_Description of the task:_ For the data below, work out how many lines contain the word "page" and supply only that number.

_Recorded information:_

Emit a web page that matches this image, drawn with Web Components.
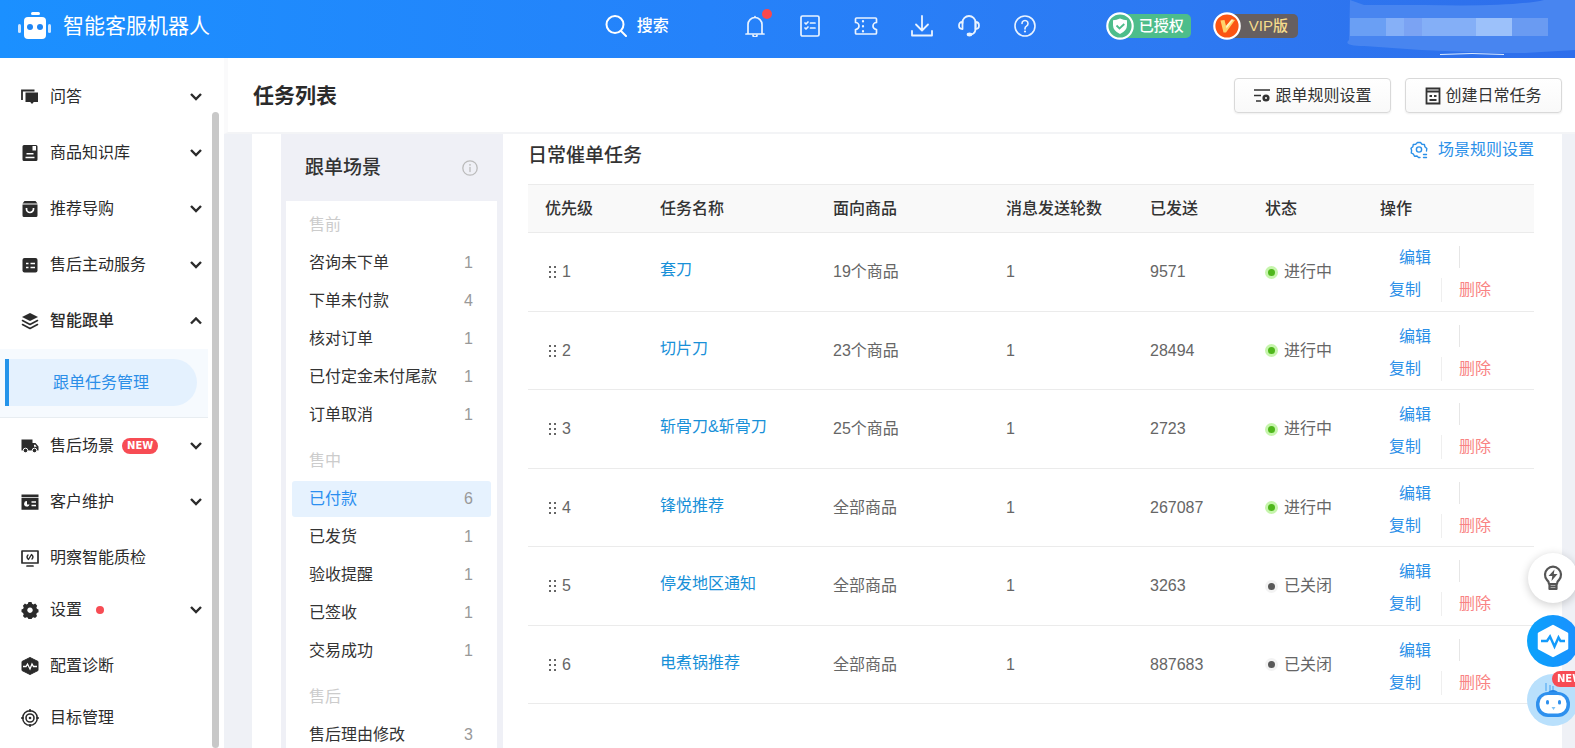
<!DOCTYPE html>
<html lang="zh-CN">
<head>
<meta charset="utf-8">
<title>智能客服机器人</title>
<style>
html,body{height:100%}
body{margin:0;overflow:hidden;font:16px/24px "Liberation Sans","Noto Sans CJK SC",sans-serif;color:#333;background:#eff1f6}
</style>
</head>
<body>
<app-shell>
  <top-bar slot="top"></top-bar>
  <side-nav slot="side">
    <nav-item icon="chat" chevron="down">问答</nav-item>
    <nav-item icon="book" chevron="down">商品知识库</nav-item>
    <nav-item icon="bag" chevron="down">推荐导购</nav-item>
    <nav-item icon="list" chevron="down">售后主动服务</nav-item>
    <nav-item icon="layers" chevron="up" open>智能跟单</nav-item>
    <sub-nav>跟单任务管理</sub-nav>
    <nav-item icon="truck" chevron="down">售后场景<new-tag slot="badge"></new-tag></nav-item>
    <nav-item icon="card" chevron="down">客户维护</nav-item>
    <nav-item icon="monitor">明察智能质检</nav-item>
    <nav-item icon="gear" chevron="down">设置<red-dot slot="badge"></red-dot></nav-item>
    <nav-item icon="pulse">配置诊断</nav-item>
    <nav-item icon="target">目标管理</nav-item>
  </side-nav>
  <page-head slot="head" heading="任务列表">
    <tool-button icon="rules">跟单规则设置</tool-button>
    <tool-button icon="form">创建日常任务</tool-button>
  </page-head>
  <scene-panel>
    <scene-group heading="售前">
      <scene-item count="1">咨询未下单</scene-item>
      <scene-item count="4">下单未付款</scene-item>
      <scene-item count="1">核对订单</scene-item>
      <scene-item count="1">已付定金未付尾款</scene-item>
      <scene-item count="1">订单取消</scene-item>
    </scene-group>
    <scene-group heading="售中">
      <scene-item count="6" active>已付款</scene-item>
      <scene-item count="1">已发货</scene-item>
      <scene-item count="1">验收提醒</scene-item>
      <scene-item count="1">已签收</scene-item>
      <scene-item count="1">交易成功</scene-item>
    </scene-group>
    <scene-group heading="售后">
      <scene-item count="3">售后理由修改</scene-item>
    </scene-group>
  </scene-panel>
  <task-table></task-table>
  <float-dock slot="dock"></float-dock>
</app-shell>

<script>
const define = (name, render) => customElements.define(name, class extends HTMLElement {
  constructor() { super(); this.attachShadow({ mode: 'open' }); }
  connectedCallback() { this.shadowRoot.innerHTML = render(this); }
});

const S = 'fill="none" stroke="currentColor" stroke-linecap="round" stroke-linejoin="round"';
const icons = {
  logo: [34, 28, '<rect x="13" y="0" width="9" height="3" rx="1.5" fill="#fff"/><rect x="6" y="5" width="22" height="22" rx="4" fill="#fff"/><rect x="0" y="12" width="3" height="9" rx="1.5" fill="#cfe6ff"/><rect x="30" y="12" width="3" height="9" rx="1.5" fill="#cfe6ff"/><circle cx="12" cy="15" r="3" fill="#1e85f5"/><circle cx="22" cy="15" r="3" fill="#1e85f5"/>'],
  search: [22, 22, `<g ${S} stroke-width="2"><circle cx="10" cy="9.500" r="8.500"/><path d="M16 16l5 5"/></g>`],
  bell: [22, 22, `<g ${S} stroke-width="1.700"><path d="M2 19h18M4 19V9.500a7 7 0 0 1 14 0V19M11 2.500V1.500"/><path d="M9 20a2 2 0 0 0 4 0"/></g>`],
  doc: [22, 22, `<g ${S} stroke-width="1.700"><rect x="2" y="1" width="18" height="20" rx="1.500"/><path d="M11.500 8h4.500M11.500 13h4.500M6 8l1 1 2-2M6 13l1 1 2-2"/></g>`],
  ticket: [24, 22, `<g ${S} stroke-width="1.700"><path d="M2.500 3h19q1 0 1 1v3.500a2.500 2.500 0 0 0 0 7V18q0 1-1 1h-19q-1 0-1-1v-3.500a2.500 2.500 0 0 0 0-7V4q0-1 1-1z"/><path d="M9 6v11" stroke-dasharray=".5 4.500" stroke-width="2.200"/></g>`],
  download: [22, 22, `<g ${S} stroke-width="1.800"><path d="M11 1v14M5 9.500l6 6 6-6M1 16v4.500h20V16"/></g>`],
  headset: [22, 22, `<g ${S} stroke-width="1.800"><path d="M4.500 8V7.500a6.500 6.500 0 0 1 13 0V14q0 4-4 5.500"/><path d="M4.500 7q-3.500 0-3.500 3.500T4.500 14zM17.500 7q3.500 0 3.500 3.500T17.500 14z"/></g><ellipse cx="11.500" cy="19.500" rx="2.800" ry="1.900" fill="currentColor"/>`],
  help: [22, 22, `<g ${S} stroke-width="1.600"><circle cx="11" cy="11" r="10"/><path d="M8 8.500a3 3 0 1 1 4.500 2.600q-1.500.9-1.500 2.400v.5"/></g><circle cx="11" cy="16.500" r="1.100" fill="currentColor"/>`],
  shield: [28, 28, '<circle cx="14" cy="14" r="12.700" fill="#4dbd8b" stroke="#fff" stroke-width="2.200"/><path d="M14 6.500q3.500 1.500 7 1.800v5q0 5.500-7 8.700-7-3.200-7-8.700v-5q3.500-.3 7-1.800z" fill="#fff"/><path d="M10.500 13.500l3 3 4.800-4.500" fill="none" stroke="#4dbd8b" stroke-width="1.800"/>'],
  vip: [28, 28, '<circle cx="14" cy="14" r="12.700" fill="#fb5514" stroke="#fff" stroke-width="2.200"/><path d="M7.500 8.500l4-.5 1.500 6L18.500 7.500l3.500.5-9 12.500h-2.500z" fill="#ffd36b"/><path d="M13 14L18.500 7.500l2 .3-7 8.700z" fill="#fff3c4"/>'],
  chat: [18, 18, '<path d="M1 12V2.500h12.500" fill="none" stroke="currentColor" stroke-width="1.800"/><path d="M4.500 4.500H17v9.500h-4.200L11 16l-1.800-2H4.500z" fill="currentColor"/>'],
  book: [18, 18, '<path fill="currentColor" fill-rule="evenodd" d="M3 1h12q1.500 0 1.500 1.500V15.500q0 1.500-1.500 1.500H3q-1.500 0-1.500-1.500V2.500Q1.500 1 3 1zM11.500 2v4.500h3.500V2zM5.500 9v1.500h7V9zM4.500 12.800v1.400h9v-1.400z"/>'],
  bag: [18, 18, '<path fill="currentColor" d="M3.500 1h11l2 2.500H1.500zM1.500 4.500h15v11q0 1.500-1.500 1.500H3q-1.500 0-1.500-1.500z"/><path d="M5.500 8v1a3.500 3.500 0 0 0 7 0V8" fill="none" stroke="#fff" stroke-width="1.700"/>'],
  list: [18, 18, '<rect x="1.500" y="2" width="15" height="14.500" rx="2" fill="currentColor"/><path d="M5 7.500h2.500M9.500 7.500H14M5 11.500h2.500M9.500 11.500H14" stroke="#fff" stroke-width="1.500"/>'],
  layers: [18, 18, `<path d="M9 1l8 4-8 4-8-4z" fill="currentColor"/><path d="M1.500 8.500L9 12.500l7.500-4M1.500 12.500L9 16.500l7.500-4" ${S} stroke-width="1.600"/>`],
  truck: [18, 18, '<path d="M.5 2.500h11v11H.5zM11 6h3.500l3 3.500v4H11z" fill="currentColor"/><path d="M13 7.800h1.300l1.400 2H13z" fill="#fff"/><g fill="currentColor" stroke="#fff"><circle cx="4.500" cy="13.500" r="2.300"/><circle cx="13.500" cy="13.500" r="2.300"/></g>'],
  card: [18, 18, '<path d="M.5 1.500h17V4H.5zM.5 4.800h17v12H.5z" fill="currentColor"/><path d="M10.500 9H15M10.500 12.500H15" stroke="#fff" stroke-width="1.500"/><path d="M6 8a2.800 2.800 0 1 0 2.600 3.500H6z" fill="#fff"/>'],
  monitor: [18, 18, `<g ${S} stroke-width="1.700"><rect x="1" y="2" width="16" height="12"/><path d="M6 17h6"/><path d="M7 6q-2 2 0 4M11 6q2 2 0 4M10.500 5.500L7.500 10.500" stroke-width="1.300"/></g>`],
  gear: [18, 18, '<path fill="currentColor" fill-rule="evenodd" d="M7.500 1h3l.6 1.800 1.400.6 1.700-.8 2 2.100-.8 1.700.5 1.300 1.600.8v2.800l-1.700.8-.5 1.300.8 1.700-2 2-1.700-.8-1.300.6-.6 1.600h-3l-.6-1.700-1.300-.5-1.700.8-2-2 .8-1.700-.6-1.300L.5 11V8.500l1.700-.8.5-1.300-.8-1.700 2-2.100 1.700.8 1.300-.6zM9 6.500a2.700 2.700 0 1 0 .001 0z"/>'],
  pulse: [18, 18, '<path d="M9 .5L17 4.500v9L9 17.500 1 13.500v-9z" fill="currentColor" stroke="currentColor" stroke-linejoin="round"/><path d="M2 9.500h3L6.500 7 9 12l2-5 1.500 2.500H16" fill="none" stroke="#fff" stroke-width="1.300"/>'],
  target: [18, 18, '<g fill="none" stroke="currentColor"><circle cx="9" cy="9" r="7.300" stroke-width="1.500"/><circle cx="9" cy="9" r="4" stroke-width="1.600"/><path d="M9 0v3M9 15v3M0 9h3M15 9h3" stroke-width="1.500"/></g><circle cx="9" cy="9" r="1.300" fill="currentColor"/>'],
  down: [12, 8, '<path d="M1 1l5 5 5-5" fill="none" stroke="currentColor" stroke-width="2.400"/>'],
  up: [12, 8, '<path d="M1 6.500l5-5 5 5" fill="none" stroke="currentColor" stroke-width="2.400"/>'],
  rules: [18, 16, '<path d="M1 2h16M1 7.500h7M3 13h5" stroke="currentColor" stroke-width="1.700"/><circle cx="13" cy="10" r="2.300" fill="none" stroke="currentColor" stroke-width="2.600"/>'],
  form: [16, 18, '<g fill="none" stroke="currentColor" stroke-width="1.800"><path d="M1.500 1.500h13v15h-13zM1.500 4.500h13M4.500 13h7"/></g><path d="M4.500 8h2.500v2H4.500zM9 8h2.500v2H9z" fill="currentColor"/>'],
  scene: [18, 18, `<g ${S} stroke-width="1.400"><path d="M10 16.500H8.500L7 15l-2.500.2-1-2L1.300 12l.3-2.500L1 7.300l1.800-1.500.5-2.300 2.400-.2L7.500 1.500h3l1.500 1.800 2.400.2.500 2.300L16.800 7.500 16.500 10"/><circle cx="9" cy="8.500" r="2.600"/><path d="M13.500 13.500h3M13.500 16.500h3"/></g>`],
  info: [16, 16, `<g ${S} stroke-width="1.300"><circle cx="8" cy="8" r="7.200"/><path d="M8 7.500v4"/></g><circle cx="8" cy="4.800" r=".9" fill="currentColor"/>`],
  grip: [8, 12, '<g fill="currentColor"><rect width="2" height="2"/><rect x="5" width="2" height="2"/><rect y="5" width="2" height="2"/><rect x="5" y="5" width="2" height="2"/><rect y="10" width="2" height="2"/><rect x="5" y="10" width="2" height="2"/></g>'],
  bulb: [20, 26, `<g ${S} stroke-width="2.200"><path d="M6 19q0-2.500-2-4a8 8 0 1 1 12 0Q14 16.500 14 19zM6.500 19v5h7v-5M6.500 21.500h7"/></g><path d="M11.500 4.500L5.500 11h3.800l-.8 5 6-7H10.800z" fill="currentColor"/>`],
  health: [32, 34, '<path d="M16 2L30 9.500v15L16 32 2 24.500v-15z" fill="#fff" stroke="#fff" stroke-width="2.500" stroke-linejoin="round"/><path d="M4 17h6l3-4.500 4.500 10 4-9 2 3.500H28" fill="none" stroke="#149bfb" stroke-width="2.400"/>'],
  bot: [38, 38, '<path d="M12 2v8M16 4v7M19 5v6" stroke="#6bb7f5" stroke-width="1.500"/><path d="M12 13q7-8 14 0z" fill="#2385e6"/><rect x="2" y="11" width="34" height="25" rx="12" fill="#2e90ee"/><rect x="5.500" y="14" width="27" height="18.500" rx="8.500" fill="#fff"/><rect x="12" y="19" width="3" height="4.500" rx="1.500" fill="#2e90ee"/><rect x="24" y="19" width="3" height="4.500" rx="1.500" fill="#2e90ee"/><path d="M17.500 26h4l-2 3z" fill="#7dc2f7"/>'],
  smudge: [229, 58, '<path d="M4 0l14 5h60q90 2 120-5h31v50l-50 3H145L75 50 18 46Q-4 46 3 40z" fill="#4885f0"/><g><rect x="4" y="18" width="36" height="18" fill="#6a9ff4"/><rect x="40" y="18" width="18" height="18" fill="#86b0f7"/><rect x="58" y="18" width="18" height="18" fill="#7ba3f3"/><rect x="76" y="18" width="54" height="18" fill="#84aff7"/><rect x="130" y="18" width="36" height="18" fill="#9cc1fa"/><rect x="166" y="18" width="36" height="18" fill="#6a9bf2"/></g><path d="M94 54.500q32-2 64 0" fill="none" stroke="#d9e9ff" stroke-width="1"/>']
};

define('app-icon', el => {
  const [w, h, body] = icons[el.getAttribute('name')];
  return `<style>:host{display:block;flex:none}svg{display:block}</style><svg width="${w}" height="${h}" viewBox="0 0 ${w} ${h}" aria-hidden="true">${body}</svg>`;
});

define('app-shell', () => `<style>
  :host{display:grid;grid-template:58px minmax(0,1fr)/224px minmax(0,1fr);height:100vh;overflow:hidden}
  .top{grid-column:1/3}
  .side{background:#fff;overflow:hidden}
  .main{display:flex;flex-direction:column;min-width:0;overflow:hidden}
  .body{flex:1;min-height:0;overflow:hidden;padding:0 13px 0 28px}
  .card{display:flex;gap:25px;background:#fff;min-height:100%;padding:0 28px 0 29px}
</style>
<div class="top"><slot name="top"></slot></div>
<div class="side"><slot name="side"></slot></div>
<main class="main"><slot name="head"></slot><div class="body"><div class="card"><slot></slot></div></div></main>
<slot name="dock"></slot>`);

define('top-bar', () => `<style>
  :host{display:flex;align-items:center;height:58px;box-sizing:border-box;padding:0 0 6px 18px;color:#fff;background:linear-gradient(90deg,#1b90ff,#2582fa 45%,#2d79f2 75%,#2e6eeb)}
  h1{margin:0 auto 0 11px;font-size:21px;line-height:28px;font-weight:400}
  button{all:unset;cursor:pointer;display:flex;align-items:center;gap:10px;position:relative}
  .search{font-weight:500}
  .tools{display:flex;align-items:center;gap:33px;margin:0 70px 0 75px;color:#e9f3ff}
  .pair{display:flex;gap:34px;margin-left:-8px}
  .dot{position:absolute;right:-6px;top:-6px;width:10px;height:10px;border-radius:5px;background:#f9484d}
  .tag{display:flex;align-items:center;margin-right:22px;font-size:15px;line-height:24px;font-weight:500}
  .tag app-icon{z-index:1}
  .tag span{background:#4dbd8b;border-radius:0 5px 5px 0;margin-left:-14px;padding:0 7px 0 19px}
  .tag.vip span{background:#665f60;color:#f5dc8c;padding:0 10px 0 22px}
  .user{height:52px;margin-left:26px}
</style>
<app-icon name="logo"></app-icon><h1>智能客服机器人</h1>
<button class="search"><app-icon name="search"></app-icon>搜索</button>
<div class="tools">
  <button aria-label="通知"><app-icon name="bell"></app-icon><span class="dot"></span></button>
  <button aria-label="任务"><app-icon name="doc"></app-icon></button>
  <button aria-label="卡券"><app-icon name="ticket"></app-icon></button>
  <button aria-label="下载"><app-icon name="download"></app-icon></button>
  <div class="pair"><button aria-label="客服"><app-icon name="headset"></app-icon></button>
  <button aria-label="帮助"><app-icon name="help"></app-icon></button></div>
</div>
<div class="tag"><app-icon name="shield"></app-icon><span>已授权</span></div>
<div class="tag vip"><app-icon name="vip"></app-icon><span>VIP版</span></div>
<app-icon class="user" name="smudge"></app-icon>`);

define('side-nav', () => `<style>
  :host{display:block;position:relative;padding-top:11px;width:224px;height:100%;box-sizing:border-box}
  .bar{position:absolute;right:5px;top:54px;bottom:0;width:7px;border-radius:4px;background:#c8c8c8}
</style><nav><slot></slot></nav><div class="bar"></div>`);

define('nav-item', el => {
  const chev = el.getAttribute('chevron');
  return `<style>
  :host{display:block}
  a{display:flex;align-items:center;height:${chev ? 56 : 52}px;box-sizing:border-box;padding:${chev ? 0 : 4}px 22px 0 21px;color:#2b2b2b;text-decoration:none;font-weight:${el.hasAttribute('open') ? 500 : 400}}
  .label{margin-left:11px}
  .chev{margin-left:auto}
</style><a href="#"><app-icon name="${el.getAttribute('icon')}"></app-icon><span class="label"><slot></slot></span><slot name="badge"></slot>${chev ? `<app-icon class="chev" name="${chev}"></app-icon>` : ''}</a>`;
});

define('sub-nav', () => `<style>
  :host{display:block;width:208px;box-sizing:border-box;padding:10px 11px 11px 5px;height:69px;background:#f6fafe;border-bottom:1px solid #e8edf1}
  a{display:block;box-sizing:border-box;height:47px;line-height:47px;padding-left:44px;border-left:4px solid #2494ea;border-radius:0 24px 24px 0;background:#e4f1fe;color:#2b8ee8;text-decoration:none}
</style><a href="#"><slot></slot></a>`);

define('new-tag', () => `<style>
  :host{display:block;margin-left:8px;padding:0 5px;border-radius:8px;background:#f74c54;color:#fff;font:bold 10px/16px "DejaVu Sans","Liberation Sans",sans-serif}
</style>NEW`);

define('red-dot', () => `<style>:host{display:block;width:8px;height:8px;margin-left:14px;border-radius:4px;background:#f74c54}</style>`);

define('page-head', el => `<style>
  :host{display:flex;align-items:center;gap:14px;height:76px;box-sizing:border-box;padding:1px 13px 0 25px;background:#fff;border-bottom:2px solid #f3f4f6;border-left:4px solid #fafafb}
  h2{margin:0 auto 0 0;font-size:21px;line-height:28px;font-weight:700;color:#2b2b2b}
</style><h2>${el.getAttribute('heading')}</h2><slot></slot>`);

define('tool-button', el => `<style>
  :host{display:block}
  button{display:flex;align-items:center;justify-content:center;gap:4px;width:157px;height:35px;padding:0;border:1px solid #d9d9d9;border-radius:4px;background:linear-gradient(#fff,#f9f9f9);box-shadow:0 1px 2px #0001;font:inherit;color:#333;cursor:pointer}
</style><button><app-icon name="${el.getAttribute('icon')}"></app-icon><slot></slot></button>`);

define('scene-panel', () => `<style>
  :host{display:block;flex:none;width:222px;box-sizing:border-box;padding:0 6px 0 5px;background:#eff0f6}
  header{display:flex;align-items:center;justify-content:space-between;height:67px;padding:0 19px;color:#bbb}
  h3{margin:0;font-size:19px;line-height:26px;font-weight:500;color:#333}
  div{background:#fff;padding:6px 6px 40px}
</style><header><h3>跟单场景</h3><app-icon name="info"></app-icon></header><div><slot></slot></div>`);

define('scene-group', el => `<style>
  :host{display:grid;gap:2px;margin-bottom:10px}
  h4{margin:0;padding-left:17px;line-height:36px;font-size:16px;font-weight:400;color:#ccc}
</style><h4>${el.getAttribute('heading')}</h4><slot></slot>`);

define('scene-item', el => {
  const on = el.hasAttribute('active');
  return `<style>
  :host{display:block}
  a{display:flex;justify-content:space-between;padding:0 18px 0 17px;line-height:36px;border-radius:3px;text-decoration:none;color:${on ? '#2b8ff0' : '#333'};background:${on ? '#e6f2fe' : 'none'}}
  b{font-weight:400;color:#999}
</style><a href="#"><span><slot></slot></span><b>${el.getAttribute('count')}</b></a>`;
});

const tasks = [
  ['套刀', '19个商品', 9571, true],
  ['切片刀', '23个商品', 28494, true],
  ['斩骨刀&amp;斩骨刀', '25个商品', 2723, true],
  ['锋悦推荐', '全部商品', 267087, true],
  ['停发地区通知', '全部商品', 3263, false],
  ['电煮锅推荐', '全部商品', 887683, false]
];

define('task-table', () => `<style>
  :host{display:block;flex:1;min-width:0}
  header{display:flex;justify-content:space-between;height:50px}
  h3{margin:9px 0 0;font-size:19px;line-height:26px;font-weight:500;color:#333}
  a{text-decoration:none;color:#2b90e8}
  .rule{display:flex;align-items:center;gap:10px;height:24px;margin-top:4px}
  table{width:100%;height:520px;table-layout:fixed;border-collapse:separate;border-spacing:0;color:#666}
  th{height:49px;box-sizing:border-box;padding:1px 0 0 17px;text-align:left;font-weight:500;color:#333;background:#f9f9f9;border:solid #ebebeb;border-width:1px 0}
  td{padding:1px 0 0 17px;border-bottom:1px solid #ebebeb}
  .no,.state{display:flex;align-items:center}
  .no{gap:5px;padding-left:4px}
  td>a{display:block;padding-bottom:4px;color:#1890d8}
  .state{gap:6px}
  .state::before{content:"";width:7px;height:7px;border-radius:7px;border:3px solid #c6f5ac;background:#4fb71c}
  .state.off::before{border-color:#f3f3f3;background:#595959}
  .ops{display:grid;grid-template-columns:70px auto;row-gap:8px;padding:4px 0 0 9px}
  .ops .edit{padding-left:10px}
  .ops .copy{border-right:1px solid #efefef;margin-right:17px}
  .ops i{border-left:1px solid #e6e6e6;margin-bottom:2px}
  .ops .del{color:#f98383}
</style>
<header><h3>日常催单任务</h3><a class="rule" href="#"><app-icon name="scene"></app-icon>场景规则设置</a></header>
<table>
<colgroup><col style="width:115px"><col style="width:173px"><col style="width:173px"><col style="width:144px"><col style="width:115px"><col style="width:115px"><col style="width:171px"></colgroup>
<thead><tr><th>优先级</th><th>任务名称</th><th>面向商品</th><th>消息发送轮数</th><th>已发送</th><th>状态</th><th>操作</th></tr></thead>
<tbody>${tasks.map(([name, goods, sent, on], i) => `<tr><td><span class="no"><app-icon name="grip"></app-icon>${i + 1}</span></td><td><a href="#">${name}</a></td><td>${goods}</td><td>1</td><td>${sent}</td><td><span class="state${on ? '' : ' off'}">${on ? '进行中' : '已关闭'}</span></td><td><div class="ops"><a class="edit" href="#">编辑</a><i></i><a class="copy" href="#">复制</a><a class="del" href="#">删除</a></div></td></tr>`).join('')}</tbody>
</table>`);

define('float-dock', () => `<style>
  :host{position:fixed;right:-4px;bottom:22px;display:grid;gap:10px;justify-items:center}
  button{display:grid;place-items:center;width:52px;height:52px;padding:0;border:0;border-radius:26px;position:relative;cursor:pointer}
  .tip{width:50px;height:50px;background:#fff;color:#555;box-shadow:0 2px 10px #0003;margin-bottom:2px}
  .check{background:linear-gradient(90deg,#0aa2fb,#1a90ff)}
  .bot{background:#b9e0fc;margin-top:-3px}
  new-tag{position:absolute;left:25px;top:-3px;margin:0}
</style>
<button class="tip" aria-label="提示"><app-icon name="bulb"></app-icon></button>
<button class="check" aria-label="诊断"><app-icon name="health"></app-icon></button>
<button class="bot" aria-label="助手"><app-icon name="bot"></app-icon><new-tag></new-tag></button>`);
</script>
</body>
</html>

_Written response:_ 4